The subtitle for The Wreckers claims that it's a "story of killing seas, false lights and plundered ships". Stirring stuff, the sordid history of the business of pillaging ships that came ashore in the United Kingdom, but also a meticulously researched record of a way of life that has all but disappeared...maybe.
"For a fully-laden general cargo vessel to run aground in an accessible position is more or less like having Selfridges crash-land in your back garden," Bathurst writes, "a Selfridges with all the price tags removed."
She goes on to record Bacchanalian shoreline orgies fuelled by recently plundered liquor and trade goods; parties so wild that few of the participants survived until daylight; the rock hovels of Scottish crofters where silver candelbra hung in the smoky gloom or grand pianos gathered dust in corners.
There's a difference between availing oneself of the sea's bounty by helping yourself to the cargo of a stranded ship and intentionally luring vessels on to the beach. The Cornish traditionally held sway in the wrecking business; ships' crews were brutally murdered and the goods spirited away to be sold to the genteel at knock-down prices.
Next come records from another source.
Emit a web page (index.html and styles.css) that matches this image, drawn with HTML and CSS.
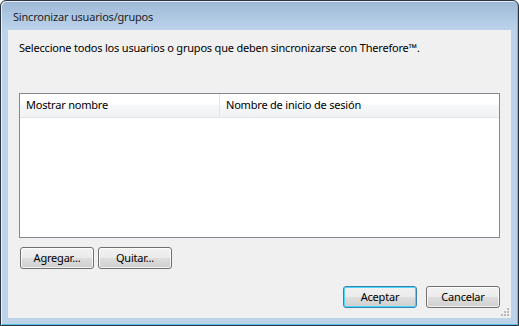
FILE: index.html
```html
<!DOCTYPE html>
<html lang="es">
<head>
<meta charset="utf-8">
<title>Sincronizar usuarios/grupos</title>
<link rel="stylesheet" href="styles.css">
</head>
<body>
<div class="window">
  <div class="titlebar">Sincronizar usuarios/grupos</div>
  <div class="client">
    <p class="intro">Seleccione todos los usuarios o grupos que deben sincronizarse con Therefore™.</p>
    <div class="list">
      <div class="list-header">
        <div class="col col-name">Mostrar nombre</div>
        <div class="col col-login">Nombre de inicio de sesión</div>
      </div>
      <div class="list-body"></div>
    </div>
    <div class="row-actions">
      <button class="btn">Agregar...</button>
      <button class="btn">Quitar...</button>
    </div>
    <div class="row-dialog">
      <button class="btn btn-default">Aceptar</button>
      <button class="btn">Cancelar</button>
    </div>
    <div class="grip">
      <span></span><span></span><span></span><span></span><span></span><span></span>
    </div>
  </div>
</div>
</body>
</html>
```
FILE: styles.css
```css
* { box-sizing: border-box; }
html, body {
  margin: 0;
  padding: 0;
  background: #ffffff;
}
body {
  font-family: "Noto Sans", "DejaVu Sans", sans-serif;
  font-size: 11px;
  letter-spacing: -0.2px;
  color: #000;
}
.window {
  width: 519px;
  height: 326px;
  border: 1px solid #2c3440;
  border-radius: 6px 6px 0 0;
  background: linear-gradient(#9cb7d6 0px, #adc6e1 14px, #bcd3ea 30px, #bcd3ea 100%);
  box-shadow: inset 1px 1px 0 rgba(255,255,255,0.7), inset -1px -1px 0 #4fc6e6;
  padding: 0 7px 7px 7px;
  display: flex;
  flex-direction: column;
}
.titlebar {
  height: 29px;
  line-height: 29px;
  padding-left: 5px;
  padding-top: 1px;
  color: #1e1e1e;
}
.client {
  position: relative;
  flex: 1;
  background: #f0f0f0;
  padding: 10px 11px 0 11px;
  display: flex;
  flex-direction: column;
}
.intro {
  margin: 0;
  height: 15px;
  line-height: 15px;
}
.list {
  margin-top: 38px;
  width: 481px;
  height: 145px;
  border: 1px solid #828790;
  background: #fff;
}
.list-header {
  display: flex;
  height: 24px;
  border-bottom: 1px solid #e5e5e5;
  background: linear-gradient(#ffffff 0%, #ffffff 45%, #f6f7f8 50%, #f1f2f4 100%);
}
.col {
  line-height: 22px;
  padding-left: 6px;
}
.col-name {
  width: 200px;
  border-right: 1px solid #e3e4e6;
}
.row-actions {
  margin-top: 9px;
  padding-left: 1px;
  display: flex;
  gap: 4px;
}
.row-dialog {
  margin-top: 17px;
  display: flex;
  justify-content: flex-end;
  gap: 9px;
  width: 481px;
}
.btn {
  width: 74px;
  height: 22px;
  padding: 0;
  font: inherit;
  letter-spacing: inherit;
  color: #000;
  border: 1px solid #707070;
  border-radius: 3px;
  background: linear-gradient(#f2f2f2 0%, #ebebeb 48%, #dddddd 52%, #cfcfcf 100%);
  box-shadow: inset 0 0 0 1px rgba(255,255,255,0.75);
  line-height: 18px;
}
.btn-default {
  border-color: #3c7fb1;
  box-shadow: inset 0 0 0 1px #48d8fb;
}
.grip {
  position: absolute;
  right: 2px;
  bottom: 2px;
  width: 10px;
  height: 10px;
}
.grip span {
  position: absolute;
  width: 2px;
  height: 2px;
  background: #b8b8b8;
}
.grip span:nth-child(1) { right: 0; bottom: 0; }
.grip span:nth-child(2) { right: 3px; bottom: 0; }
.grip span:nth-child(3) { right: 6px; bottom: 0; }
.grip span:nth-child(4) { right: 0; bottom: 3px; }
.grip span:nth-child(5) { right: 3px; bottom: 3px; }
.grip span:nth-child(6) { right: 0; bottom: 6px; }
```
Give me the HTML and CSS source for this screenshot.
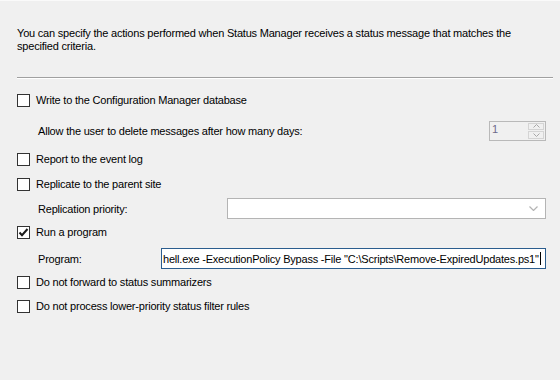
FILE: index.html
```html
<!DOCTYPE html>
<html lang="en">
<head>
    <meta charset="UTF-8">
    <title>Status Filter Rule - Actions</title>
    <link rel="stylesheet" href="styles.css">
</head>
<body>
    <div class="page">
        <p class="intro">You can specify the actions performed when Status Manager receives a status message that matches the specified criteria.</p>
        <div class="separator"></div>

        <div class="options">
            <label class="row row-write">
                <span class="check"></span>
                <span>Write to the Configuration Manager database</span>
            </label>

            <div class="row row-sub row-allow">
                <span class="sub-label">Allow the user to delete messages after how many days:</span>
                <div class="spinner">
                    <span class="spinner-value">1</span>
                    <div class="spinner-buttons">
                        <span class="spin-btn">
                            <svg width="7" height="4" viewBox="0 0 7 4"><path d="M0.5 3.5 L3.5 0.5 L6.5 3.5" fill="none" stroke="#a8a8a8" stroke-width="1"/></svg>
                        </span>
                        <span class="spin-btn">
                            <svg width="7" height="4" viewBox="0 0 7 4"><path d="M0.5 0.5 L3.5 3.5 L6.5 0.5" fill="none" stroke="#a8a8a8" stroke-width="1"/></svg>
                        </span>
                    </div>
                </div>
            </div>

            <label class="row row-report">
                <span class="check"></span>
                <span>Report to the event log</span>
            </label>

            <label class="row row-replicate">
                <span class="check"></span>
                <span>Replicate to the parent site</span>
            </label>

            <div class="row row-sub row-priority">
                <span class="sub-label">Replication priority:</span>
                <div class="combo">
                    <svg width="9" height="5" viewBox="0 0 9 5"><path d="M0.5 0.5 L4.5 4.5 L8.5 0.5" fill="none" stroke="#b4b4b4" stroke-width="1.2"/></svg>
                </div>
            </div>

            <label class="row row-run">
                <span class="check checked">
                    <svg width="11" height="11" viewBox="0 0 11 11"><path d="M1.5 5.5 L4 8.2 L9.5 2" fill="none" stroke="#1a1a1a" stroke-width="2"/></svg>
                </span>
                <span>Run a program</span>
            </label>

            <div class="row row-sub row-program">
                <span class="sub-label">Program:</span>
                <div class="textbox">
                    <span class="textbox-text">hell.exe -ExecutionPolicy Bypass -File "C:\Scripts\Remove-ExpiredUpdates.ps1"</span>
                    <span class="caret"></span>
                </div>
            </div>

            <label class="row row-forward">
                <span class="check"></span>
                <span>Do not forward to status summarizers</span>
            </label>

            <label class="row row-process">
                <span class="check"></span>
                <span>Do not process lower-priority status filter rules</span>
            </label>
        </div>
    </div>
</body>
</html>
```

FILE: styles.css
```css
/* page */
body {
    margin: 0;
    background-color: #f0f0f0;
    font-family: "Liberation Sans", Arial, sans-serif;
    font-size: 11px;
    letter-spacing: -0.2px;
    color: #000000;
}

.page {
    width: 560px;
    height: 380px;
    border-top: 1px solid #fafafa;
    box-sizing: border-box;
}

/* intro text */
.intro {
    margin: 0;
    padding: 26px 30px 0 17px;
    line-height: 13px;
    height: 26px;
}

.separator {
    margin: 24px 7px 0 17px;
    height: 1px;
    background-color: #a0a0a0;
    border-bottom: 1px solid #ffffff;
}

/* options list */
.options {
    display: flex;
    flex-direction: column;
    margin-top: 9px;
}

.row {
    display: flex;
    align-items: center;
    height: 24px;
    padding-left: 17px;
}

.row-sub {
    padding-left: 38px;
    height: 21px;
}

.row-allow { margin-top: 8px; }
.row-report { margin-top: 6px; }
.row-replicate { margin-top: 1px; }
.row-priority { margin-top: 2px; }
.row-run { margin-top: 1px; }
.row-program { margin-top: 4px; }
.row-forward { margin-top: 1px; }

/* checkbox */
.check {
    width: 11px;
    height: 11px;
    border: 1px solid #333333;
    background-color: #ffffff;
    margin-right: 6px;
    display: flex;
    align-items: center;
    justify-content: center;
    flex-shrink: 0;
}

.sub-label {
    flex-shrink: 0;
}

.row-allow .sub-label {
    flex: 1;
}

.row-priority .sub-label {
    width: 189px;
}

.row-program .sub-label {
    width: 123px;
}

/* spinner */
.spinner {
    width: 55px;
    height: 18px;
    border: 1px solid #b9b9b9;
    background-color: #f0f0f0;
    display: flex;
    margin-right: 14px;
}

.spinner-value {
    flex: 1;
    color: #6d6a8a;
    padding-left: 2px;
    line-height: 15px;
}

.spinner-buttons {
    width: 16px;
    display: flex;
    flex-direction: column;
    gap: 1px;
    padding: 1px 1px 1px 0;
}

.spin-btn {
    flex: 1;
    border: 1px solid #d4d4d4;
    background-color: #f0f0f0;
    display: flex;
    align-items: center;
    justify-content: center;
}

/* combobox */
.combo {
    width: 319px;
    height: 21px;
    box-sizing: border-box;
    border: 1px solid #b4b4b4;
    background-color: #ffffff;
    display: flex;
    align-items: center;
    justify-content: flex-end;
    padding-right: 7px;
}

/* program textbox */
.textbox {
    width: 385px;
    height: 21px;
    box-sizing: border-box;
    border: 1px solid #2b5d8e;
    background-color: #ffffff;
    display: flex;
    align-items: center;
    padding-left: 1px;
    white-space: nowrap;
}

.caret {
    width: 1px;
    height: 13px;
    background-color: #000000;
    margin-left: 1px;
    flex-shrink: 0;
}
```
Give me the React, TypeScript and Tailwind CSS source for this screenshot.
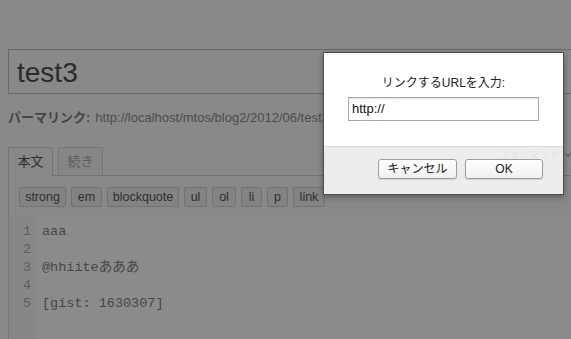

Bathurst's book pares the romance from the business of ship-wrecking to reveal an ugly world of avarice and brutality. Life in England was tough for the working people and, besides offering the opportunity to accrue a few luxuries, a shipwreck was also a means of striking a blow against the ruling classes.
Bathurst has engaged me before with The Lighthouse Stephensons, her well-written book about that ingenious family's Scottish lighthouse designs and construction. The Wreckers relates the antithetical side of life around Britain's coastline; a side dedicated to ship destruction, not salvation. It's an equally fluent work with a livelier topic.
It still pays to "watch the wall my darlings, while the gentlemen go by."